━━━ MATERIAL FOR THIS TASK
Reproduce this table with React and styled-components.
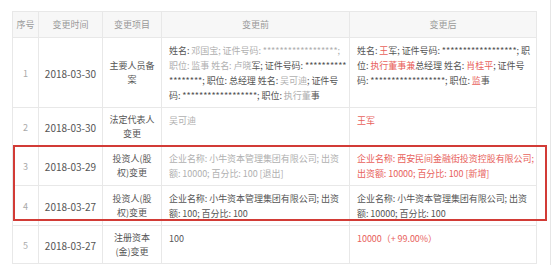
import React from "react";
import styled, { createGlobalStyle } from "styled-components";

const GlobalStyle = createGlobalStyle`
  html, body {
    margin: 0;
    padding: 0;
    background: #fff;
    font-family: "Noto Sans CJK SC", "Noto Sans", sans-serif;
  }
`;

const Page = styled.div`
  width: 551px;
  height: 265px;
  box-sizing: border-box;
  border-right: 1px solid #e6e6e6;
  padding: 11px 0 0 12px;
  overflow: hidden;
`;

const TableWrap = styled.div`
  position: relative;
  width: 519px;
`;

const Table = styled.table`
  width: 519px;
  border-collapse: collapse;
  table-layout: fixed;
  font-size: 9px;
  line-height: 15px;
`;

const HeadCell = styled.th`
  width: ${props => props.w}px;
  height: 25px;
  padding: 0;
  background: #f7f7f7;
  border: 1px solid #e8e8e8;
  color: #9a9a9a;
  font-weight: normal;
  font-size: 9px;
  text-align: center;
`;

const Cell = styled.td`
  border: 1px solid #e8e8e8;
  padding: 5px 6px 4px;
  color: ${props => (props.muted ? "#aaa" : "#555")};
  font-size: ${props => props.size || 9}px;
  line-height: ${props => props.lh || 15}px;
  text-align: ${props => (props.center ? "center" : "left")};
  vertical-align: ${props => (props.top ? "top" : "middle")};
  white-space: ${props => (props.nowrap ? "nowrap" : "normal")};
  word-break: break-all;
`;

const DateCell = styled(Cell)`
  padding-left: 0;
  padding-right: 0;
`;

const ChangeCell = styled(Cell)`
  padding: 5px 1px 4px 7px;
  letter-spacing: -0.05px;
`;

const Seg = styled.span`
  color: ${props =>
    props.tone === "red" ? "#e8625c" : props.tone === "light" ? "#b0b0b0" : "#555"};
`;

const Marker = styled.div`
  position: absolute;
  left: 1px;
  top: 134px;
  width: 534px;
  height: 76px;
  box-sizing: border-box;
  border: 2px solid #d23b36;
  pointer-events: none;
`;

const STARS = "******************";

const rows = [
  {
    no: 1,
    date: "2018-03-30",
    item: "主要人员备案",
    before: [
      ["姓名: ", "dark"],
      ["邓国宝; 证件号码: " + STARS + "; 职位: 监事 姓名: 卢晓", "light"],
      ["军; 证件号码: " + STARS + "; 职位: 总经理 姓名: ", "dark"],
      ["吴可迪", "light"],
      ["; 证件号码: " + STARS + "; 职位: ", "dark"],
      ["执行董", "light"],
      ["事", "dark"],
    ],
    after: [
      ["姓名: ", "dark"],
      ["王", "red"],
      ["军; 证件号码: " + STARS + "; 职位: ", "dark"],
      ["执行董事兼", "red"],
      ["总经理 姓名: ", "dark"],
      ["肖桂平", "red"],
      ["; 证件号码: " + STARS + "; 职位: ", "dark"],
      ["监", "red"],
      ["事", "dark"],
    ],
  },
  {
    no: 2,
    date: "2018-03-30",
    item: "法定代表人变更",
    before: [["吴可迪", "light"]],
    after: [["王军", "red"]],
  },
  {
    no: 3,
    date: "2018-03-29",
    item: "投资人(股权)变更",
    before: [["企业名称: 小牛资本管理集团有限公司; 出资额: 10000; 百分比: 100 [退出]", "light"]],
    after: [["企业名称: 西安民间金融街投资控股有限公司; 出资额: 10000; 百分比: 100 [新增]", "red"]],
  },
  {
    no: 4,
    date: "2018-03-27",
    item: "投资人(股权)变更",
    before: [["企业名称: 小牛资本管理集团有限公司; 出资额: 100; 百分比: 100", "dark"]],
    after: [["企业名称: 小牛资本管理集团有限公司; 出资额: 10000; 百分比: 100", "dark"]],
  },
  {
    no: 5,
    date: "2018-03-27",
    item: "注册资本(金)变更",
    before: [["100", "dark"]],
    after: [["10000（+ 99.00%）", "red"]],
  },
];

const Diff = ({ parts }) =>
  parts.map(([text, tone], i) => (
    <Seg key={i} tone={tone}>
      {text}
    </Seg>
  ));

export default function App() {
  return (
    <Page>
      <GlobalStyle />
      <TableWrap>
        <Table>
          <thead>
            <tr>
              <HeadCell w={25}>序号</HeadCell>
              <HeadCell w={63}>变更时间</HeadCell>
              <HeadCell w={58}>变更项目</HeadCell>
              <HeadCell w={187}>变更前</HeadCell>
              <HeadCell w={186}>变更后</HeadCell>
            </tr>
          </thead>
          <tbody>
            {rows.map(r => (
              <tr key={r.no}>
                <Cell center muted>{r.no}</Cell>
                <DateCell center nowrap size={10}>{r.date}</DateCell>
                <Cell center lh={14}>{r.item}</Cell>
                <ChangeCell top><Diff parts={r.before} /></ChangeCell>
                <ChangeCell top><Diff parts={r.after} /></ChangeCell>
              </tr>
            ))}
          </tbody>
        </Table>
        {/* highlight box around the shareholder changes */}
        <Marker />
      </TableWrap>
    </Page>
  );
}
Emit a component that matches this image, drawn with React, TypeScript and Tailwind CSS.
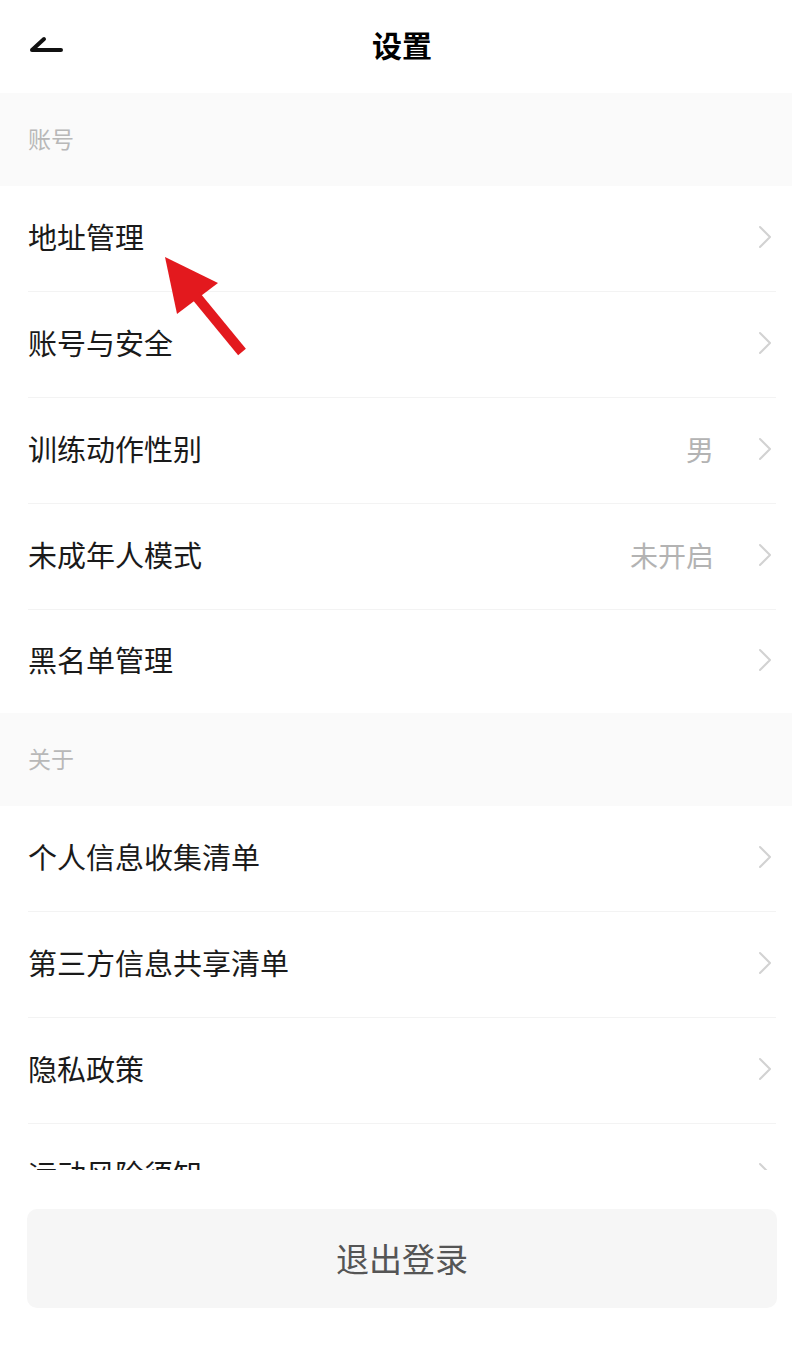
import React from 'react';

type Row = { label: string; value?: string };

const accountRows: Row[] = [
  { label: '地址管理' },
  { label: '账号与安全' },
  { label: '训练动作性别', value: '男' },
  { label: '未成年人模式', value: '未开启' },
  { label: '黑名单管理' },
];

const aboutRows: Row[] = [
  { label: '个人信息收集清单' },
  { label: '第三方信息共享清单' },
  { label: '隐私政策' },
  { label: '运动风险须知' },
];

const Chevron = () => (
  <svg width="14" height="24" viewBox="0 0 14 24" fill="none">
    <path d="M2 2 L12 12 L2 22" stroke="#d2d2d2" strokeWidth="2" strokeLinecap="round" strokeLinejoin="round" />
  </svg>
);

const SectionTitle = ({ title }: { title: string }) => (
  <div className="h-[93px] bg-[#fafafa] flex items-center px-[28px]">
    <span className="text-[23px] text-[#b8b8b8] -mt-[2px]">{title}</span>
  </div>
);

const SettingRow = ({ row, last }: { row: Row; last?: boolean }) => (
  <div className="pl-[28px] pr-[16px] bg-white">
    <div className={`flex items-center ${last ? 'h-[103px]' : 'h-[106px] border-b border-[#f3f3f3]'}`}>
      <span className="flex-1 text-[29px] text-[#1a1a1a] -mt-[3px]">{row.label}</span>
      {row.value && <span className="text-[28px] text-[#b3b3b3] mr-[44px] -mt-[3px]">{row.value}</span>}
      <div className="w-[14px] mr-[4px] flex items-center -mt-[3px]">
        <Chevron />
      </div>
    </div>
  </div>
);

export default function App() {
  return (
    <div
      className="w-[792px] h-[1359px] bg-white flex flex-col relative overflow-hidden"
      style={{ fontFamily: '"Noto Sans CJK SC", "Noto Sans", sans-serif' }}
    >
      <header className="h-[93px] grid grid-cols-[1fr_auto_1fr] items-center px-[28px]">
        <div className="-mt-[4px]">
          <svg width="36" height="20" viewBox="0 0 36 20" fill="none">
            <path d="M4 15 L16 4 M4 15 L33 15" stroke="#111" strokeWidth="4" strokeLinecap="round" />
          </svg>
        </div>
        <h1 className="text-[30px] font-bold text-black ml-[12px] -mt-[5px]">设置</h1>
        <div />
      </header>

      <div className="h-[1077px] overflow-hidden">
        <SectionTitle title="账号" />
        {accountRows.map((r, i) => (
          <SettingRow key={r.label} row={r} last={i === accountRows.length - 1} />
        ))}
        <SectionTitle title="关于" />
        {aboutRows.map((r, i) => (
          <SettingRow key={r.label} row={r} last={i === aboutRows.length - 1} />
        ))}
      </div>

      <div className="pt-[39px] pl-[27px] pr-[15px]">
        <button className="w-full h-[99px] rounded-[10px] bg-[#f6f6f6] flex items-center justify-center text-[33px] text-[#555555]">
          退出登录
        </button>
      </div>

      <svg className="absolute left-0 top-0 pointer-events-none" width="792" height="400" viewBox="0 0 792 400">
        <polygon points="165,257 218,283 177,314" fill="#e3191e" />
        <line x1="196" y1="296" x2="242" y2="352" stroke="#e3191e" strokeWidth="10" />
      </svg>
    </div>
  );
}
━━━━━━
STATED PROBLEM:
Copy each line of the records above that carries the word "components".

WRITTEN RESPONSE:
Reproduce this table with React and styled-components.
import styled, { createGlobalStyle } from "styled-components";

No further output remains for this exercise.